All the packing is done, and all my loose ends have been attended to, and at eight o’clock this evening I am getting on the bus for Belgium. Over the next two weeks I will be working with a small team of In Flanders Fields fellowship winners on the Irish soldiers’ graves records at Ieper/Ypres. For those interested in the Irish history of World War I this is a magnificent opportunity, and I am grateful to the Irish Embassy in Brussels and the Ieper Museum for the opportunity. This does not stop me from being a little apprehensive about being away from home for so long, especially with so much else going on around college registration and so on. I am sure that most of these concerns will evaporate once I am bored out my skull on the twenty-five hour coach journey to Kortrijk in Flanders. As much as this will be a great adventure to close off an otherwise unremarkable Irish summer I am certain that there will be moments of sadness. Travelling by land and sea to what was in 1915 the trench system of the Western Front, I will be travelling in the very footsteps of the hundreds of thousands of young Irishmen who fought in the British Army during the so-called Great War.

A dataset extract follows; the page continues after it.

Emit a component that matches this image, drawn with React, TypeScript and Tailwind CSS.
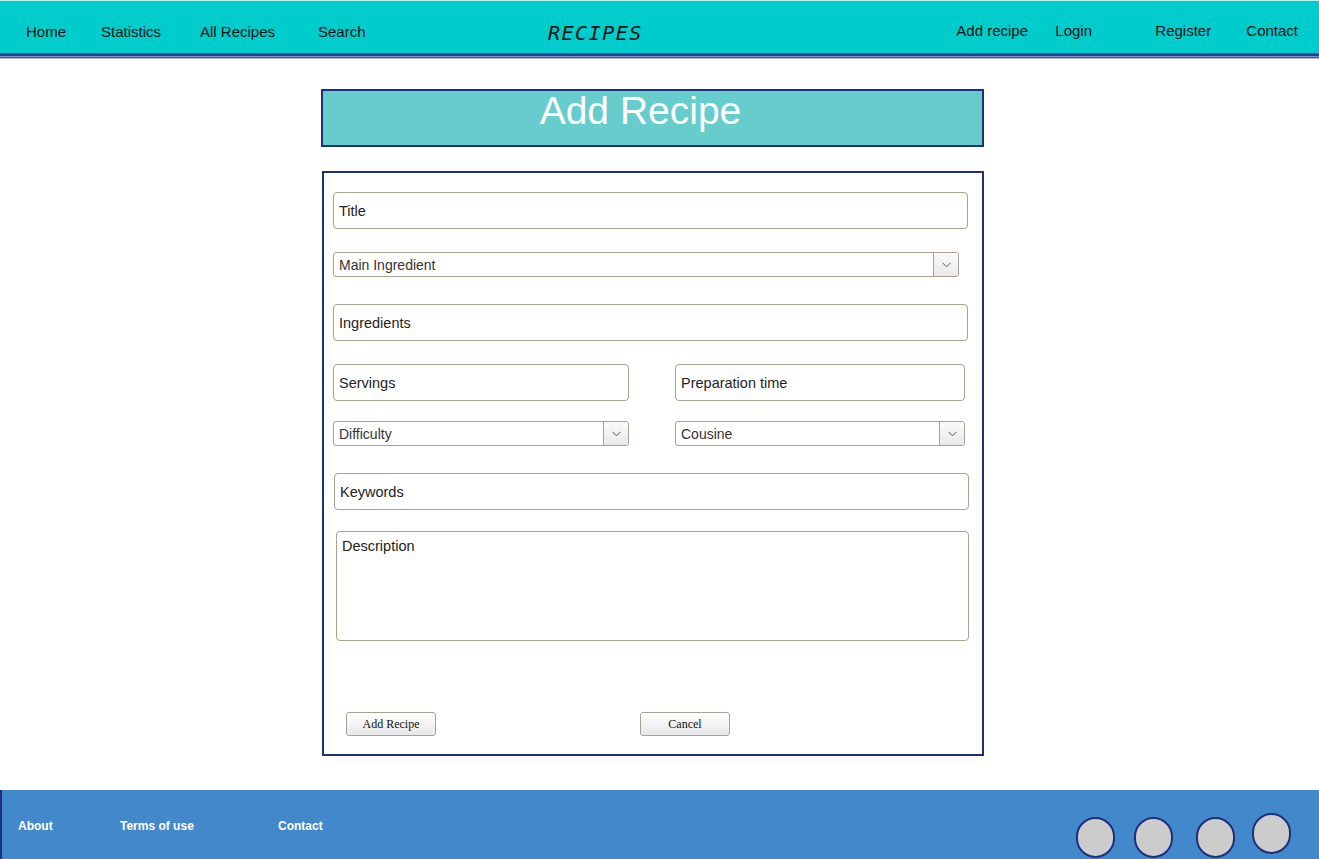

At In Flanders Fields we will be looking at the thousands of records of those unfortunate lads who never made the return journey, but who lie today in the war graves of Belgium and France. All of these events are now a century behind us, but each one of these yellowing paper documents speaks of a life forever extinguished by the savagery and violence of war. Back home in Ireland and in Britain, as those young soldiers sheltered in the muck, this war was being described as the War to End all Wars, but that it never was. The brutality of mechanised warfare realised between 1914 and 1918 was to become a whole new chapter in the way in which people would kill other people. Part of me wants to describe this war as the opening salvo in the wholesale genocide of the twentieth century. We think too often of soldiers as the willing victims of Ares, but these boys had no choice. The lion’s share of the blood spilt on those fields was the life blood of the working men of Europe; this was the genocide of a whole generation of the industrial class. I doubt very much that this will be the last time in the next fortnight that I will be sparing a thought for these poor souls.